In Carrillo v. Boise Tire (2012), the Supreme Court of Idaho considered the issue of Social Security disability benefits and Social Security survivor benefits. The Court held that Social Security disability benefits received through the time of the trial were an appropriate offset; but, importantly, noted that the statute (I.C. § 6-1606) “limits deductible collateral source payments to those paid up until the judgement was entered.” (p. 1269) Interestingly, the Court ruled that Social Security survivors benefits are not an appropriate offset as these benefits are due to a death and the statute reads “from collateral sources as compensation for the personal injury or property damage.”

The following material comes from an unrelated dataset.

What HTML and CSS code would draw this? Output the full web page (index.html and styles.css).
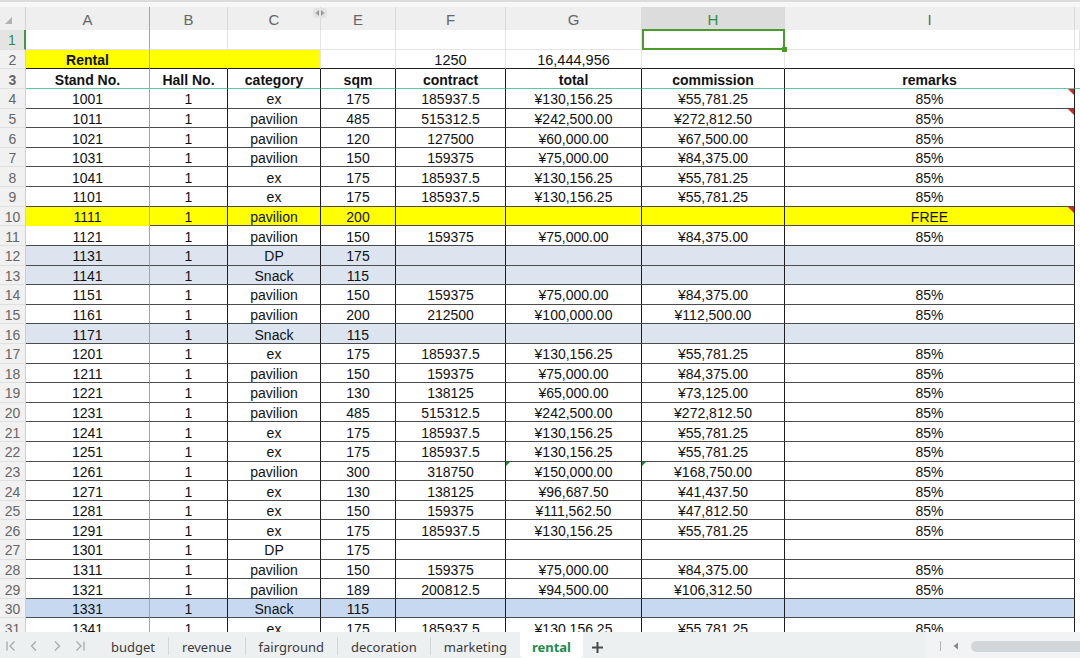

Further, Idaho has a limitation on non-economic damages. (This is related to the collateral source issue as it places restrictions on amounts recoverable.) Idaho Code § 6-1603 generally limits non-economic damages to $250,000 as adjusted for Idaho wage inflation since July 1, 2004.
V. Prejudgment Interest
As noted in Bowles, Lewis, and Wells (2004), prejudgment interest generally is not awardable in injury and death cases in Idaho. (See Van Brunt v. Stoddard, 2001.) As a practical matter, however, interest often is awarded in these cases under Idaho Code § 12-301, which allows interest on settlement offer amounts when an offer has appropriately been made and rejected:
If the court finds that such claimant has recovered an amount equal to or greater than his offer of settlement, the court shall add to the judgment, annual interest on the amount contained in such offer, computed from the date that the offer of settlement was served.
The appropriate interest rate is provided in Idaho Code § 28-22-104(2) as 5% plus the “weekly average yield on United States treasury securities as adjusted to a constant maturity of one (1) year. . . [during] the second week in June of the year in which such interest is being calculated.”
VI. Summary
The effect on experts of the 2014 amendments to Idaho Rule 26 is that draft reports and most attorney-expert communications are protected from disclosure. On the question of the admissibility of expert testimony, Idaho Rules 702 and 703 and associated case law focus on whether the testimony of the expert will assist the trier of fact and is based on sound reasoning, methodology and facts. Idaho Code and associated case law allow as an offset to damages in injury cases certain collateral sources paid as of the time judgment is entered. The most typical collateral sources that would be appropriate offsets are government benefits paid under programs that are not required to seek subrogation (e.g., Social Security disability benefits). Prejudgment interest in injury and death cases generally is not available. The important exception is that prejudgment interest is allowed on the settlement offer amount from the date a claimant's settlement offer was served if the judgment is equal to or greater than the rejected settlement offer.